> **Information supplied**
┌──

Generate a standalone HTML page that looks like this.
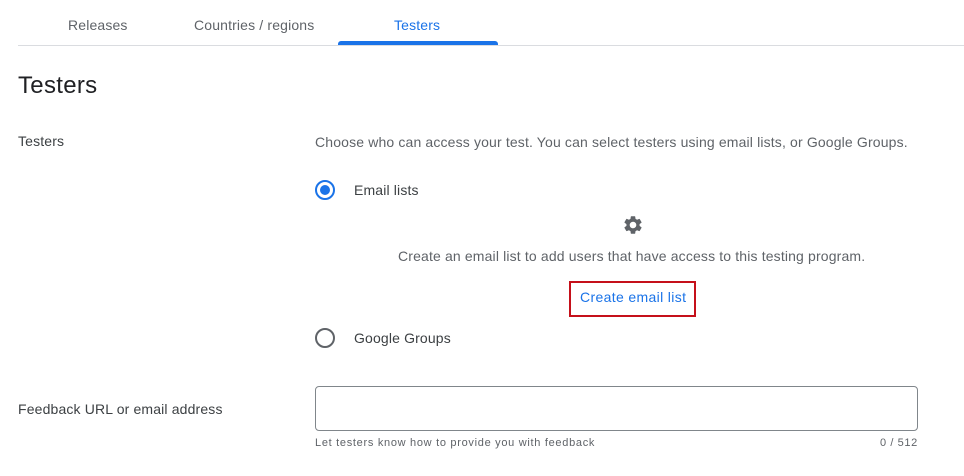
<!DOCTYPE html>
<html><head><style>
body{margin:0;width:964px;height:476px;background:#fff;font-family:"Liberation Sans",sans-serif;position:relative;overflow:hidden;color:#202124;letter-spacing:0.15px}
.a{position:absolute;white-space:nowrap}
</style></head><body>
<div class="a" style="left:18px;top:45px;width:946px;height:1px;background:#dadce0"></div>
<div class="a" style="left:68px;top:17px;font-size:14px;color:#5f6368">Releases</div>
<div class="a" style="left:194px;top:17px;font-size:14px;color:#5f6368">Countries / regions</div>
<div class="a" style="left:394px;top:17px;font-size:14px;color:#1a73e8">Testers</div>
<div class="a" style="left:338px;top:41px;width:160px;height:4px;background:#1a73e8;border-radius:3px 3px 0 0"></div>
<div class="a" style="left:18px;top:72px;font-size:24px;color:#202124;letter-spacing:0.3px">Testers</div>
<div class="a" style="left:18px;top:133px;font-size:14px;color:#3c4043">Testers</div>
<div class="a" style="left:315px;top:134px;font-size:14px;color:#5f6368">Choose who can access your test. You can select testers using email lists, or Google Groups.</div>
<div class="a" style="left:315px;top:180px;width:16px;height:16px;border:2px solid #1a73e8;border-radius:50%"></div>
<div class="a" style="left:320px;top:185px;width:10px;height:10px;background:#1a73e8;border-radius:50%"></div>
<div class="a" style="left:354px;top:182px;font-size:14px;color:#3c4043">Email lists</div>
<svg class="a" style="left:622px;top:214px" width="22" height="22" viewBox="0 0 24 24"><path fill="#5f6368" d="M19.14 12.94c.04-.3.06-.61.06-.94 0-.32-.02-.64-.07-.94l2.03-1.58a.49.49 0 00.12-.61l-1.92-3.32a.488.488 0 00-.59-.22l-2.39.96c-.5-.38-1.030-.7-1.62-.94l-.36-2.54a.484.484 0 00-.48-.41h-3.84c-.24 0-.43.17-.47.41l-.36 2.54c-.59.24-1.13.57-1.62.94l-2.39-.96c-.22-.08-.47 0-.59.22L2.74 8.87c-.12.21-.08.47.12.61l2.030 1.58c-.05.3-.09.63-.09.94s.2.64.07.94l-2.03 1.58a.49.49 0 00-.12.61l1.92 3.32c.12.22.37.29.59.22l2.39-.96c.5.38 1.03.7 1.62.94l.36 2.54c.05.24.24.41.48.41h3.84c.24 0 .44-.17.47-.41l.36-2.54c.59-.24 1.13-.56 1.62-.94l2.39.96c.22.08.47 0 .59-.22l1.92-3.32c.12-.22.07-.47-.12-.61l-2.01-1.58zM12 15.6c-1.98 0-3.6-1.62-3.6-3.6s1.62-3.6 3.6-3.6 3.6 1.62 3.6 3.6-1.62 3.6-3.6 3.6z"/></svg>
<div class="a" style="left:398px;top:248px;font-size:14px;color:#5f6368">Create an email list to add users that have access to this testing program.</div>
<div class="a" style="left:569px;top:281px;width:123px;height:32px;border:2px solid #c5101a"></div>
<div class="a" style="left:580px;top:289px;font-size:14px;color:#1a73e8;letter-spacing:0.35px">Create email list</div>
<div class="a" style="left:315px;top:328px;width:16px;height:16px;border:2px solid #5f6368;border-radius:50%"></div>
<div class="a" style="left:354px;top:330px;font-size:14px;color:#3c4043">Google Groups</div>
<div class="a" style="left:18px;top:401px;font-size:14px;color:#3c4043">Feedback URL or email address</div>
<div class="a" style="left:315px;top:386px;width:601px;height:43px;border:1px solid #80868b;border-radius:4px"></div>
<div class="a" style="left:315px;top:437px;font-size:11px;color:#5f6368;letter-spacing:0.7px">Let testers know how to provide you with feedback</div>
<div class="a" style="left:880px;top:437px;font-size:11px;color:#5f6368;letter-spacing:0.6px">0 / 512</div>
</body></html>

└──
┌──

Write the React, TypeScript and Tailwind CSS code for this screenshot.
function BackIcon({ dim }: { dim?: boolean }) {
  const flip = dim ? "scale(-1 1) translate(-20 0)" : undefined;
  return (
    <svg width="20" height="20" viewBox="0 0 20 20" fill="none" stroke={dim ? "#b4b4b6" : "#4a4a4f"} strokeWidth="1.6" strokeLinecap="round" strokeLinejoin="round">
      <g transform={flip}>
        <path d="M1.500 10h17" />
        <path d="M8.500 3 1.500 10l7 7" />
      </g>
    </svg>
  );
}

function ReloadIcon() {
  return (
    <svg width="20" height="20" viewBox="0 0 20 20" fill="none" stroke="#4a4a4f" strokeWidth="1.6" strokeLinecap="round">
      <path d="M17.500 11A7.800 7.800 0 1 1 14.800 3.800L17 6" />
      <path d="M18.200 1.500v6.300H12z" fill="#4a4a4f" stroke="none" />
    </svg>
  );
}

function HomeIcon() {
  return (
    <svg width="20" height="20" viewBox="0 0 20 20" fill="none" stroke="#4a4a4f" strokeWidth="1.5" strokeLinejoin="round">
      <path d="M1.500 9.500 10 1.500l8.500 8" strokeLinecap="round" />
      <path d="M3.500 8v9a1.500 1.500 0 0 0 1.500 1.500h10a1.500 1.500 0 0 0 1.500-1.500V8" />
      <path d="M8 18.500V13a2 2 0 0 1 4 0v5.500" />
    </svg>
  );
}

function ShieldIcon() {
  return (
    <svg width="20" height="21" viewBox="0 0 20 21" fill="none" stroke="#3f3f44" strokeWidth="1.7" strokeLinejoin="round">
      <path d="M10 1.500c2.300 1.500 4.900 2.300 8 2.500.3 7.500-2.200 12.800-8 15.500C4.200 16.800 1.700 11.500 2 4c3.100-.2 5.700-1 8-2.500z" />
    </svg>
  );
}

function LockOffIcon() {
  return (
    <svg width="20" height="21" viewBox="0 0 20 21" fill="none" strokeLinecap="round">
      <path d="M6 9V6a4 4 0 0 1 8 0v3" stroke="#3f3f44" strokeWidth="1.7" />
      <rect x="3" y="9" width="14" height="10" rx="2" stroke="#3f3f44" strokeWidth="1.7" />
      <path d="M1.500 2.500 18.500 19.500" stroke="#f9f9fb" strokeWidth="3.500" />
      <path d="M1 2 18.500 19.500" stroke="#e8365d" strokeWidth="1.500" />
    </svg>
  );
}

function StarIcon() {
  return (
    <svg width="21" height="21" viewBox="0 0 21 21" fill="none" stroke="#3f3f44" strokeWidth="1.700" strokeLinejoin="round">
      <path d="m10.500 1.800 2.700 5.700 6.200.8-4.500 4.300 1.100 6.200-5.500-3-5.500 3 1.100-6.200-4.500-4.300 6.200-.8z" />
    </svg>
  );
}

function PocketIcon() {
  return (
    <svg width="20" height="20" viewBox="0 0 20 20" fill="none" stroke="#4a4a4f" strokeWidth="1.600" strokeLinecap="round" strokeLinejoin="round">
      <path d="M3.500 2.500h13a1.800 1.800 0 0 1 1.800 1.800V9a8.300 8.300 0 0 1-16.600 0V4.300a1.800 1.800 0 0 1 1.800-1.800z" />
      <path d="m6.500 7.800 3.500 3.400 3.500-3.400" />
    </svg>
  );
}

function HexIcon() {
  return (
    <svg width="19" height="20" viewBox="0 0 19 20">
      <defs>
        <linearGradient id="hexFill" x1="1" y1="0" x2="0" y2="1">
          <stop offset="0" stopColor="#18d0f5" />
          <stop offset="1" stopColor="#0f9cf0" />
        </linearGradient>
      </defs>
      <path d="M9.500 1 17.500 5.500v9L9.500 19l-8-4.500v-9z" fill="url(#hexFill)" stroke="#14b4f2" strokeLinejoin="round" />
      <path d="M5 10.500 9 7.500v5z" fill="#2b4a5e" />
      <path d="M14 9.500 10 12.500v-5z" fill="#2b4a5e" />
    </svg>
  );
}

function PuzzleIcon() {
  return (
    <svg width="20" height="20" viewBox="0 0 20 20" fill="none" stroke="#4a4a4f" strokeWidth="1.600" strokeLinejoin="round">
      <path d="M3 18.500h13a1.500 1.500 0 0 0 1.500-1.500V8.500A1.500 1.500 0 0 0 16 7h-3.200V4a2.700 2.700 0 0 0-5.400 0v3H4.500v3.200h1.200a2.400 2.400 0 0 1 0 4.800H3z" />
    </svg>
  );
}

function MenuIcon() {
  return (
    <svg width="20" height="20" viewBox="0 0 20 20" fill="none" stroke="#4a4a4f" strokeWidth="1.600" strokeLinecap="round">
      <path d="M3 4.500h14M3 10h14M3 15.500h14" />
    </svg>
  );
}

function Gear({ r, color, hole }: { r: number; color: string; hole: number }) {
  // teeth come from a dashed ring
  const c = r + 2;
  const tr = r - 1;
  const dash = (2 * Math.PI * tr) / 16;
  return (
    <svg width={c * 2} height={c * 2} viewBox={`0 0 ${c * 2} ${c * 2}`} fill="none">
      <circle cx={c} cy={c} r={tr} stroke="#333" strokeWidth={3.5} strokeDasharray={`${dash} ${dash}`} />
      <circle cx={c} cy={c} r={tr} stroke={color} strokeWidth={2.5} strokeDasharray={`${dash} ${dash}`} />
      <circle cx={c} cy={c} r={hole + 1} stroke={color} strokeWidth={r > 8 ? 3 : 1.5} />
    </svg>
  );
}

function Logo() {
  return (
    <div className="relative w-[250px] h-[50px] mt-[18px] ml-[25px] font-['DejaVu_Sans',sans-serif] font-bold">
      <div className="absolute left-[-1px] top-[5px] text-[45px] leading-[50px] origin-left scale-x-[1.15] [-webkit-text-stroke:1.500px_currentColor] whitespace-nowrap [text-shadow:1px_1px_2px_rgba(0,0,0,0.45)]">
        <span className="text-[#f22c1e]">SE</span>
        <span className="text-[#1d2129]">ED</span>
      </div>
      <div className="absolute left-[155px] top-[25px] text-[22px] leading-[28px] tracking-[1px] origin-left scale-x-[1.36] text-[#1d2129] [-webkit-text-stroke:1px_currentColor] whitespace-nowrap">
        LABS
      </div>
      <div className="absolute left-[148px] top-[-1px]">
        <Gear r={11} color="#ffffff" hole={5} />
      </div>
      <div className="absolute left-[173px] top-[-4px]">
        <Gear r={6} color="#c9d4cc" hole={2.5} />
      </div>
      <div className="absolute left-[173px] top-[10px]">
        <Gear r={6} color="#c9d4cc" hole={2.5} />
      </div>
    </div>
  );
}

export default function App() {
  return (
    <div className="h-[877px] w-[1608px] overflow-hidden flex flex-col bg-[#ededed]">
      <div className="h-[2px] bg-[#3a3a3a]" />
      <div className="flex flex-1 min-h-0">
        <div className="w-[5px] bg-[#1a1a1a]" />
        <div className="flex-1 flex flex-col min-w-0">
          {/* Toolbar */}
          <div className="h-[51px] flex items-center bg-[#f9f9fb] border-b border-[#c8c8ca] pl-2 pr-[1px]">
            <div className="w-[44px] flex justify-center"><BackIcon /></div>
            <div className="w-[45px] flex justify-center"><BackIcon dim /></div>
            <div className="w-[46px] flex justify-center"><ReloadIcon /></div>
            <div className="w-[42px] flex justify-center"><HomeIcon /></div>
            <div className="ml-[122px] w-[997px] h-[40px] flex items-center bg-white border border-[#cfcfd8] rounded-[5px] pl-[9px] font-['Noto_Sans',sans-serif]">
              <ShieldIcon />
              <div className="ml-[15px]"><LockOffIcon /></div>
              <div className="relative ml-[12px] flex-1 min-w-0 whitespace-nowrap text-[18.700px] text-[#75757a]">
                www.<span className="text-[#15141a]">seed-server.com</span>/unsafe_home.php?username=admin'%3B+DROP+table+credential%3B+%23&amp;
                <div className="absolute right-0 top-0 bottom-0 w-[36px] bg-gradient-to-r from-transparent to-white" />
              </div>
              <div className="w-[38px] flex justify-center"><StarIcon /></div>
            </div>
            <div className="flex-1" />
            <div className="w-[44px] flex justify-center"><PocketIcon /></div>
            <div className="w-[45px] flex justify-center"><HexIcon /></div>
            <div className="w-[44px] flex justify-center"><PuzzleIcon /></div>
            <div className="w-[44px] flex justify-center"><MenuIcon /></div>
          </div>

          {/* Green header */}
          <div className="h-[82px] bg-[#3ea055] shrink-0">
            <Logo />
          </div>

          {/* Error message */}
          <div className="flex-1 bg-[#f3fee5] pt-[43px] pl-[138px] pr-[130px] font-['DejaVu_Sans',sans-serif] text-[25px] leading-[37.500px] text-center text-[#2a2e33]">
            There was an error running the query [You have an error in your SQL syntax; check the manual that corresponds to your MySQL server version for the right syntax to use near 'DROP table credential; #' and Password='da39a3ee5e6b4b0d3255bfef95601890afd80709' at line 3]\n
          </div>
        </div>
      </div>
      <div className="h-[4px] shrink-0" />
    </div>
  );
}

└──
┌──

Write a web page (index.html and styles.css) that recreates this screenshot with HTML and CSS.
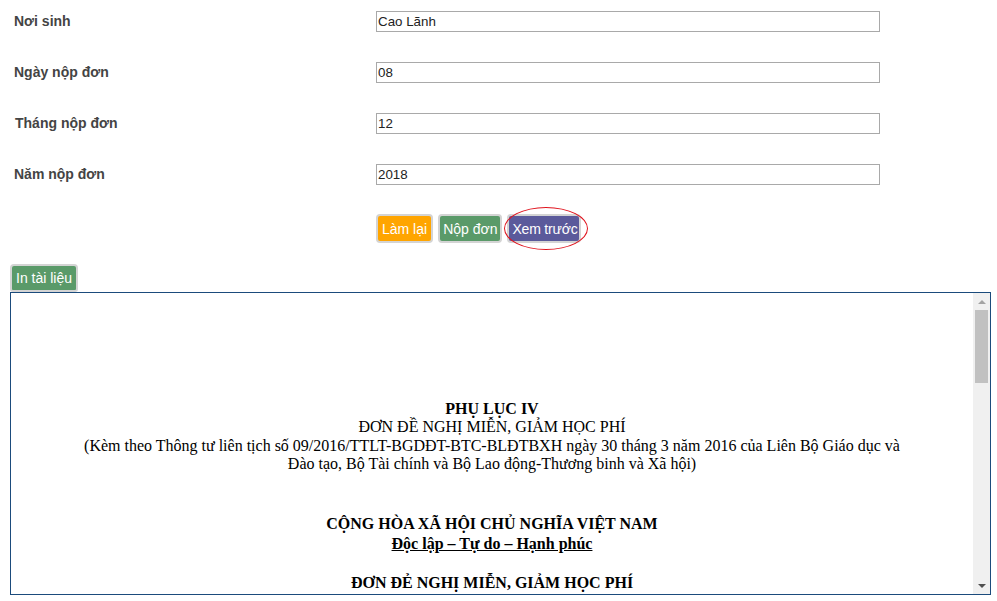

└──

> **Instructions to follow**
Gather every line containing the word "page" and copy it.

> **Result of this exercise**
Generate a standalone HTML page that looks like this.
Write a web page (index.html and styles.css) that recreates this screenshot with HTML and CSS.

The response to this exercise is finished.